The most effective optimizations

Among all the optimization steps taken in this research, the first one had the greatest effect on program performance. Hash table size of 19 was clearly insufficient for the volumes of text loaded into it. Increasing the hash size made it possible to apply other optimizations.

Usage of SIMD required changing the input format, but it nearly doubled the program performance.

Assembly optimization

Assembly-based optimizations can be applied only in highly specific cases, in which a function cannot be efficiently implemented in pure C or the compiler fails to optimize it. The MurmurHash algorithm was designed to be efficiently implemented in C. This makes it hard to optimize using assembly language.

However, the inline assembly language allows to calculate hash without additional function call, which saves time on indirect jumps, happening when the called function finishes its execution.
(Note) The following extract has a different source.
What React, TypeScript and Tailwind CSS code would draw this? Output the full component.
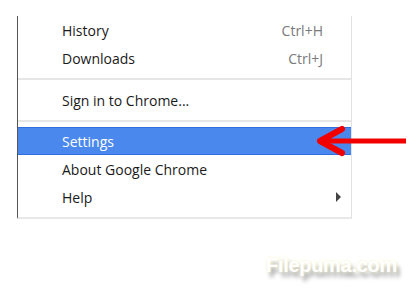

This also increases code locality, as the code used for calculating the hash, and the code using said hash are located closer to each other.

Conclusions

When optimizing the performance of hash table, the first logical step is to increase its size. This is the most performance-affecting parameter of a hash table.

Usage of SIMD restricts the format of input data and makes program non-portable, but provides a significant performance gain and can be used in cases where requirements for input format can be easily satisfied and program portability is not required. Additionally, some of the most used algorithms are implemented in SIMD. For example, hash table might use Cyclic Redundancy Checks (CRC) as a hash function. This algorithm is implemented with instructions from SSE4.2 instruction set, thus allowing to calculate the hash function much faster.

Assembly-based optimizations cannot be applied universally. However, if the performance-affecting function can be optimized using assembly language, the usage of inline assembly language can significantly shorten the program execution time.